Spot every line with the word "components" and return it.

DATA LINES |
■ ■ ■ ■ ■
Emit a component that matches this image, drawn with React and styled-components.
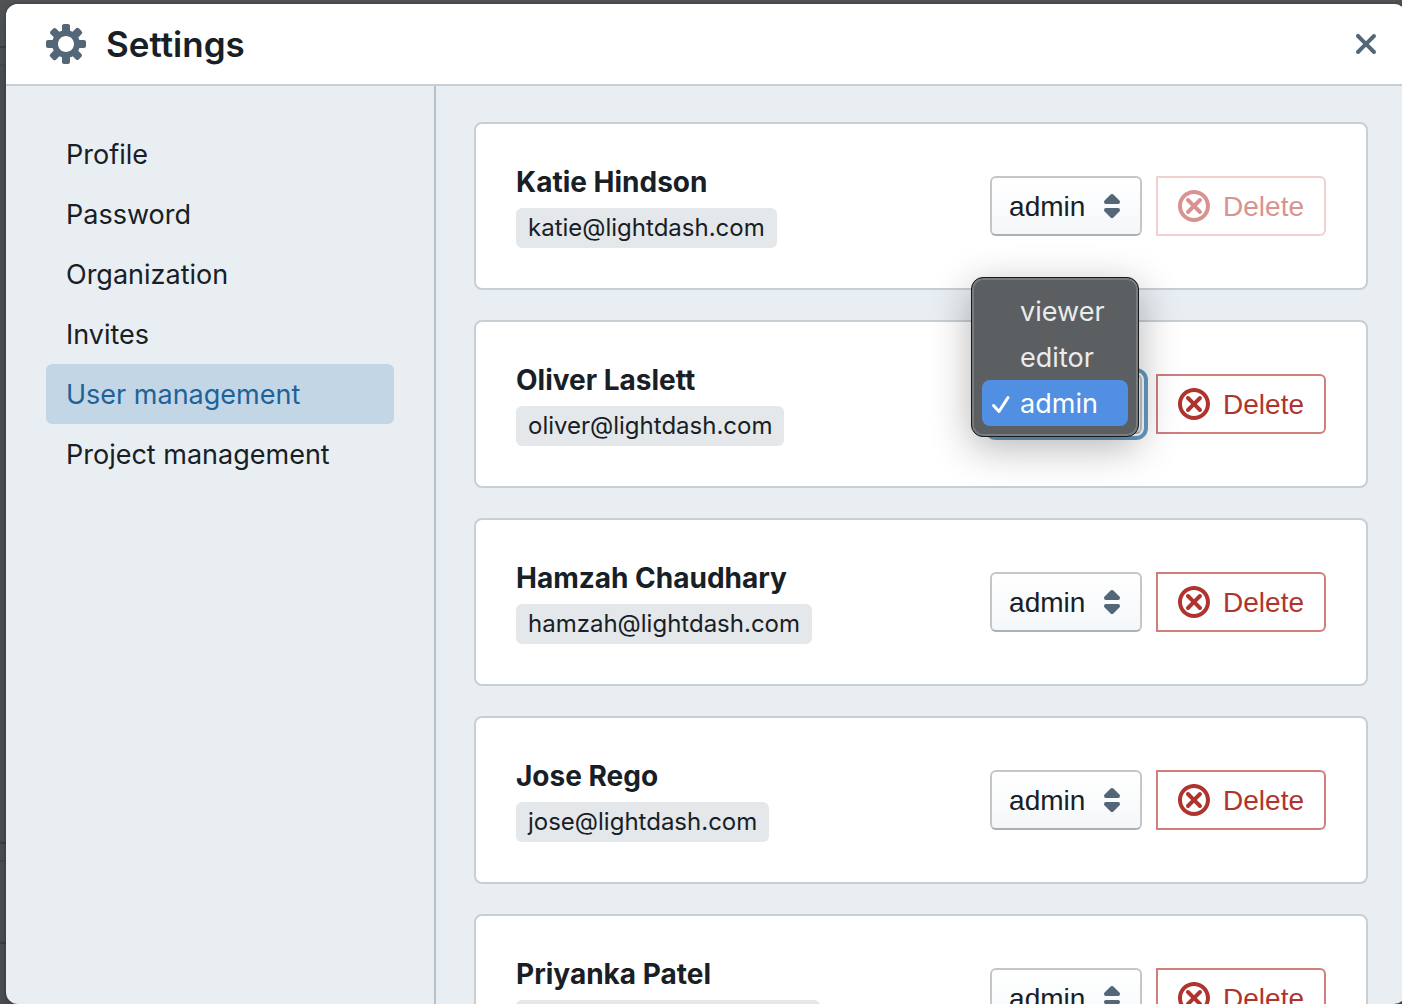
import { useState } from "react";
import styled, { createGlobalStyle, css } from "styled-components";

const GlobalStyle = createGlobalStyle`
  * {
    box-sizing: border-box;
  }
  body {
    margin: 0;
    overflow: hidden;
    color: #182026;
    font-family: Inter, "Liberation Sans", sans-serif;
    font-size: 27px;
  }
`;

const Backdrop = styled.div`
  height: 100vh;
  padding: 4px 0 0 6px;
  overflow: hidden;
  /* dimmed page with its divider lines behind the dialog */
  background: linear-gradient(
    to bottom,
    #505356 46px,
    #3f4144 46px 48px,
    #4f5255 48px 64px,
    #47494c 64px 66px,
    #4c4f52 66px 842px,
    #3d4042 842px 844px,
    #4c4f52 844px 860px,
    #45484a 860px 862px,
    #4c4f52 862px 942px,
    #3d4042 942px 944px,
    #4c4f52 944px
  );
`;

const Dialog = styled.div`
  display: flex;
  flex-direction: column;
  height: 100%;
  margin-right: -4px;
  border-radius: 12px;
  overflow: hidden;
  background-color: #e9eef2;
  box-shadow: 0 0 0 2px rgba(16, 22, 26, 0.1), 0 8px 16px rgba(16, 22, 26, 0.2);
`;

const Header = styled.header`
  display: flex;
  align-items: center;
  flex: none;
  height: 82px;
  padding: 0 20px 0 40px;
  background-color: #fff;
  border-bottom: 2px solid #c8cfd4;
`;

const Title = styled.h1`
  flex: 1;
  margin: 0 0 0 20px;
  font-size: 35px;
  font-weight: 600;
  line-height: 40px;
`;

const CloseButton = styled.button`
  display: flex;
  padding: 0;
  border: none;
  background: none;
  cursor: pointer;
`;

const Icon = styled.svg`
  display: block;
  flex: none;
  width: ${(props) => props.$size}px;
  height: ${(props) => props.$size}px;
  fill: currentColor;
`;

const HeaderIcon = styled(Icon)`
  color: #546778;
`;

const Body = styled.div`
  display: flex;
  flex: 1;
  min-height: 0;
`;

const Sidebar = styled.nav`
  flex: 0 0 430px;
  padding: 38px 40px;
  border-right: 2px solid #b4c1cb;
`;

const MenuItem = styled.a`
  display: block;
  padding: 2px 20px 0;
  border-radius: 6px;
  line-height: 58px;
  text-decoration: none;
  color: ${(props) => (props.$active ? "#1f6299" : "#182026")};
  background-color: ${(props) => (props.$active ? "#c3d6e5" : "transparent")};
`;

const Content = styled.main`
  display: flex;
  flex-direction: column;
  flex: 1;
  gap: 30px;
  padding: 36px 38px;
  overflow: hidden;
`;

const Card = styled.section`
  display: flex;
  align-items: center;
  justify-content: space-between;
  flex: none;
  height: 168px;
  padding: 0 40px;
  border: 2px solid #c8cfd4;
  border-radius: 8px;
  background-color: #fff;
`;

const UserName = styled.h2`
  margin: 0 0 8px;
  font-size: 28px;
  font-weight: 700;
  line-height: 36px;
`;

const Email = styled.span`
  display: inline-block;
  padding: 0 12px;
  border-radius: 6px;
  background-color: #e4e8eb;
  font-size: 24px;
  line-height: 40px;
  vertical-align: top;
`;

const Actions = styled.div`
  display: flex;
  gap: 14px;
`;

const SelectWrapper = styled.div`
  position: relative;
  width: 152px;
`;

const controlFont = css`
  font-family: "Liberation Sans", Arial, sans-serif;
  font-size: 28px;
`;

const RoleSelect = styled.select`
  ${controlFont}
  appearance: none;
  width: 100%;
  height: 60px;
  padding: 0 50px 0 17px;
  border: 2px solid #c3c7ca;
  border-bottom-color: #abb0b4;
  border-radius: 6px;
  background: linear-gradient(to bottom, #fff, #f4f7f9);
  color: #182026;
  outline: ${(props) => (props.$open ? "4px solid #669bc4" : "none")};
  outline-offset: 2px;
`;

const CaretIcon = styled(Icon)`
  position: absolute;
  top: 14px;
  right: 14px;
  color: #546778;
  pointer-events: none;
`;

const Menu = styled.ul`
  position: absolute;
  z-index: 1;
  top: -97px;
  left: -19px;
  width: 168px;
  margin: 0;
  padding: 10px;
  border: 1px solid #17191a;
  border-radius: 12px;
  background-color: #5b5f61;
  box-shadow: inset 0 0 0 2px #797c7e, 0 10px 40px rgba(0, 0, 0, 0.3);
  list-style: none;
`;

const MenuOption = styled.li`
  display: flex;
  align-items: center;
  height: 46px;
  padding-left: 8px;
  gap: 8px;
  border-radius: 8px;
  color: ${(props) => (props.$selected ? "#fff" : "#ebebeb")};
  background-color: ${(props) => (props.$selected ? "#508fe1" : "transparent")};
  cursor: default;
`;

const CheckMark = styled.svg`
  width: 22px;
  height: 22px;
  fill: none;
  stroke: #fff;
  stroke-width: 3;
  stroke-linecap: round;
  stroke-linejoin: round;
  visibility: ${(props) => (props.$visible ? "visible" : "hidden")};
`;

const DeleteButton = styled.button`
  ${controlFont}
  display: flex;
  align-items: center;
  gap: 13px;
  height: 60px;
  padding: 0 20px;
  border: 2px solid #cf7e7c;
  border-radius: 0 6px 6px 0;
  background-color: #fff;
  color: #b0342e;
  line-height: 33px;
  cursor: pointer;

  &:disabled {
    border-color: #efd1d0;
    color: #d89390;
    cursor: not-allowed;
  }
`;

const menuItems = [
  "Profile",
  "Password",
  "Organization",
  "Invites",
  "User management",
  "Project management",
];

const roles = ["viewer", "editor", "admin"];

const users = [
  { name: "Katie Hindson", email: "katie@lightdash.com", disabled: true },
  { name: "Oliver Laslett", email: "oliver@lightdash.com" },
  { name: "Hamzah Chaudhary", email: "hamzah@lightdash.com" },
  { name: "Jose Rego", email: "jose@lightdash.com" },
  { name: "Priyanka Patel", email: "priyanka@lightdash.com" },
];

const RoleMenu = ({ role, onSelect }) => (
  <Menu role="listbox" aria-label="Role">
    {roles.map((item) => (
      <MenuOption
        key={item}
        role="option"
        aria-selected={item === role}
        $selected={item === role}
        onClick={() => onSelect(item)}
      >
        <CheckMark viewBox="0 0 22 22" $visible={item === role}>
          <path d="M3.500 13.500L9 19.500L18 5.500" />
        </CheckMark>
        {item}
      </MenuOption>
    ))}
  </Menu>
);

const UserCard = ({ user, open, onClose }) => {
  const [role, setRole] = useState("admin");

  const handleSelect = (item) => {
    setRole(item);
    onClose();
  };

  return (
    <Card>
      <div>
        <UserName>{user.name}</UserName>
        <Email>{user.email}</Email>
      </div>
      <Actions>
        <SelectWrapper>
          <RoleSelect
            aria-label={`Role of ${user.name}`}
            value={role}
            $open={open}
            onChange={(e) => setRole(e.target.value)}
          >
            {roles.map((item) => (
              <option key={item} value={item}>
                {item}
              </option>
            ))}
          </RoleSelect>
          <CaretIcon $size={32} viewBox="0 0 16 16">
            <path d="M5 7h6a1.003 1.003 0 00.71-1.71l-3-3C8.53 2.11 8.28 2 8 2s-.53.11-.71.29l-3 3A1.003 1.003 0 005 7zm6 2H5a1.003 1.003 0 00-.71 1.71l3 3c.18.18.43.29.71.29s.53-.11.71-.29l3-3A1.003 1.003 0 0011 9z" />
          </CaretIcon>
          {open && <RoleMenu role={role} onSelect={handleSelect} />}
        </SelectWrapper>
        <DeleteButton type="button" disabled={user.disabled}>
          <Icon $size={32} viewBox="0 0 16 16">
            <path d="M11.99 4.99a1.003 1.003 0 00-1.71-.71l-2.29 2.3L5.7 4.29a.965.965 0 00-.71-.3 1.003 1.003 0 00-.71 1.71l2.29 2.29-2.29 2.29c-.18.18-.29.43-.29.71a1.003 1.003 0 001.71.71l2.29-2.29 2.29 2.29c.18.18.43.29.71.29a1.003 1.003 0 00.71-1.71L9.41 7.99 11.7 5.7c.18-.18.29-.43.29-.71zm-4-5c-4.42 0-8 3.58-8 8s3.58 8 8 8 8-3.58 8-8-3.58-8-8-8zm0 14c-3.31 0-6-2.69-6-6s2.69-6 6-6 6 2.69 6 6-2.69 6-6 6z" />
          </Icon>
          Delete
        </DeleteButton>
      </Actions>
    </Card>
  );
};

const App = () => {
  const [activeItem, setActiveItem] = useState("User management");
  const [openUser, setOpenUser] = useState("Oliver Laslett");

  return (
    <>
      <GlobalStyle />
      <Backdrop>
        <Dialog role="dialog" aria-labelledby="settings-title">
          <Header>
            <HeaderIcon $size={40} viewBox="0 0 20 20">
              <path d="M19 8h-2.31c-.14-.46-.33-.89-.56-1.3l1.7-1.7a.996.996 0 000-1.41l-1.41-1.41a.996.996 0 00-1.41 0l-1.7 1.7c-.41-.22-.84-.41-1.3-.55V1c0-.55-.45-1-1-1H9c-.55 0-1 .45-1 1v2.33c-.48.14-.94.34-1.37.58L5 2.28a.972.972 0 00-1.36 0L2.28 3.64c-.37.38-.37.99 0 1.36L3.9 6.62c-.24.44-.44.89-.59 1.38H1c-.55 0-1 .45-1 1v2c0 .55.45 1 1 1h2.31c.14.46.33.89.56 1.3L2.17 15a.996.996 0 000 1.41l1.41 1.41c.39.39 1.02.39 1.41 0l1.7-1.7c.41.22.84.41 1.3.55V19c0 .55.45 1 1 1h2c.55 0 1-.45 1-1v-2.33c.48-.14.94-.35 1.37-.59L15 17.72c.37.37.98.37 1.36 0l1.36-1.36c.37-.37.37-.98 0-1.36l-1.62-1.62c.24-.43.45-.89.6-1.38H19c.55 0 1-.45 1-1V9c0-.55-.45-1-1-1zm-9 6c-2.21 0-4-1.79-4-4s1.79-4 4-4 4 1.79 4 4-1.79 4-4 4z" />
            </HeaderIcon>
            <Title id="settings-title">Settings</Title>
            <CloseButton type="button" aria-label="Close">
              <HeaderIcon $size={40} viewBox="0 0 20 20">
                <path d="M11.41 10l3.29-3.29c.19-.18.3-.43.3-.71a1.003 1.003 0 00-1.71-.71L10 8.59l-3.29-3.3a1.003 1.003 0 00-1.42 1.42L8.59 10 5.3 13.29c-.19.18-.3.43-.3.71a1.003 1.003 0 001.71.71l3.29-3.3 3.29 3.29c.18.19.43.3.71.3a1.003 1.003 0 00.71-1.71L11.41 10z" />
              </HeaderIcon>
            </CloseButton>
          </Header>
          <Body>
            <Sidebar>
              {menuItems.map((item) => (
                <MenuItem
                  key={item}
                  href="#"
                  $active={item === activeItem}
                  onClick={() => setActiveItem(item)}
                >
                  {item}
                </MenuItem>
              ))}
            </Sidebar>
            <Content>
              {users.map((user) => (
                <UserCard
                  key={user.email}
                  user={user}
                  open={user.name === openUser}
                  onClose={() => setOpenUser(null)}
                />
              ))}
            </Content>
          </Body>
        </Dialog>
      </Backdrop>
    </>
  );
};

export default App;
■ ■ ■ ■ ■
SOLUTION FOR THIS PROBLEM |
Emit a component that matches this image, drawn with React and styled-components.
import styled, { createGlobalStyle, css } from "styled-components";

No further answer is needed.